Auch in Seligenporten ist das Stationsgebäude, das dem in Pyrbaum ähnelt, in Schuss und wird von einem Ingenieurbüro genutzt. Von Unterferrieden nach Seligenporten führt der gut sieben Kilometer lange Bocklbahnradweg. Immer wieder erkennt der Radler oder Wanderer den alten Bahndamm, und hie und da findet man noch alten Gleisschotter. Endstation der Lokalbahn war der Markt Allersberg. Im repräsentativen, zweistöckigen Fachwerkgebäude durfte das Lokpersonal übernachten, wenn gegen 9 Uhr abends der letzte Zug eingetroffen ist. Bald nach 4 Uhr morgens ging es wieder in Richtung Burgthann los. Heute ist im alten Allersberger Bahnhof die Bücherei des Marktes untergebracht.

Endstation der Nebenbahn

Lauterhofen war von 1903 bis 1972 Endstation der Nebenbahn von Amberg über Kastl. Zuvor musste der Bockl über die Bogenbrücke fahren, heute eines der Wahrzeichen von Lauterhofen. Im großen Bahnhof mit drei Stockwerken sind Schulungsräume für die benachbarte Feuerwehr. Auf der alten Trasse kommt man nach Kastl.

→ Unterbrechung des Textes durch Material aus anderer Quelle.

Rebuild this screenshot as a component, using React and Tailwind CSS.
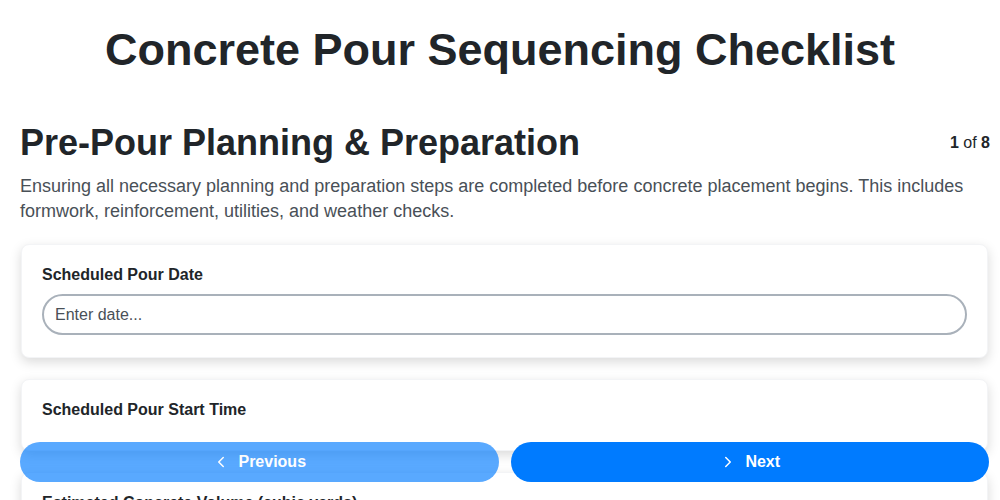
import React from "react";
import { ChevronLeft, ChevronRight } from "lucide-react";

const fields = [
  { label: "Scheduled Pour Date", placeholder: "Enter date..." },
  { label: "Scheduled Pour Start Time", placeholder: null },
  { label: "Estimated Concrete Volume (cubic yards)", placeholder: "Enter number..." },
  { label: "Concrete Mix Design ID", placeholder: "Enter text..." },
];

const FieldCard = ({ label, placeholder }) => (
  <div className="bg-white rounded-lg border border-gray-100 shadow-[0_4px_12px_rgba(0,0,0,0.15)] px-[20px] pt-[20px] pb-[22px]">
    <label className="block text-[16px] leading-[20px] font-bold text-[#212529]">{label}</label>
    {placeholder ? (
      <input
        type="text"
        placeholder={placeholder}
        className="mt-[9px] w-full h-[41px] rounded-full border-2 border-[#a9b1ba] px-[11px] text-[16px] text-[#212529] placeholder:text-[#495057] outline-none"
      />
    ) : (
      <div className="h-[8px]" />
    )}
  </div>
);

export default function App() {
  return (
    <div className="h-screen overflow-hidden bg-white font-['Liberation_Sans',Arial,sans-serif] text-[#212529]">
      <h1 className="text-center text-[45px] leading-[52px] font-bold pt-[24px]">
        Concrete Pour Sequencing Checklist
      </h1>

      <div className="pl-5 pr-[10px]">
        <div className="mt-[45px] flex items-center justify-between">
          <h2 className="text-[36px] leading-[43px] font-bold">Pre-Pour Planning &amp; Preparation</h2>
          <div className="text-[16px]">
            <span className="font-bold">1</span> of <span className="font-bold">8</span>
          </div>
        </div>

        <p className="mt-[10px] text-[18px] leading-[25px] text-[#495057]">
          Ensuring all necessary planning and preparation steps are completed before concrete placement begins. This includes formwork, reinforcement, utilities, and weather checks.
        </p>

        <div className="mt-[20px] mr-[2px] ml-[1px] flex flex-col gap-[21px] pb-24">
          {fields.map((f) => (
            <FieldCard key={f.label} {...f} />
          ))}
        </div>
      </div>

      <div className="fixed left-5 right-[11px] bottom-[18px] flex gap-3">
        <button className="flex-1 h-[40px] rounded-full bg-[#007bff] opacity-65 text-white text-[16px] font-bold flex items-center justify-center gap-2">
          <ChevronLeft size={18} strokeWidth={2} />
          Previous
        </button>
        <button className="flex-1 h-[40px] rounded-full bg-[#007bff] text-white text-[16px] font-bold flex items-center justify-center gap-2">
          <ChevronRight size={18} strokeWidth={2} />
          Next
        </button>
      </div>
    </div>
  );
}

Aus dem ehemaligen Bahnhof wurde eine Cappuccino-Station. Im Innern kann man auf alten Postkarten und Zeitungsausschnitten bei Kaffee, Eis oder Pizza über die alte Lokalbahnlinie schmökern. Außen stehen Info-Tafeln. Teile des Schweppermann-Radwegs erinnern an den ehemaligen Streckenverlauf.

Stolz waren einst die Orte, als sie gegen Ende des 19. und beginnenden 20. Jahrhunderts Bahnanschluss bekamen, sozusagen damals das Tor zur weiten Welt. Schnell bekamen die Straßen, die zu den Stationen führten, den Namen "Bahnhofstraße", mit dem man sich schmücken konnte. Der Name "Bahnhofstraße" ist geblieben, auch wenn schon vor Jahrzehnten der Pfiff für die Abfahrt des letzten Zuges ertönt ist und der Fremde vergeblich nach einem Zuganschluss sucht. Die Bahnhöfe stehen heute auf der Denkmalliste.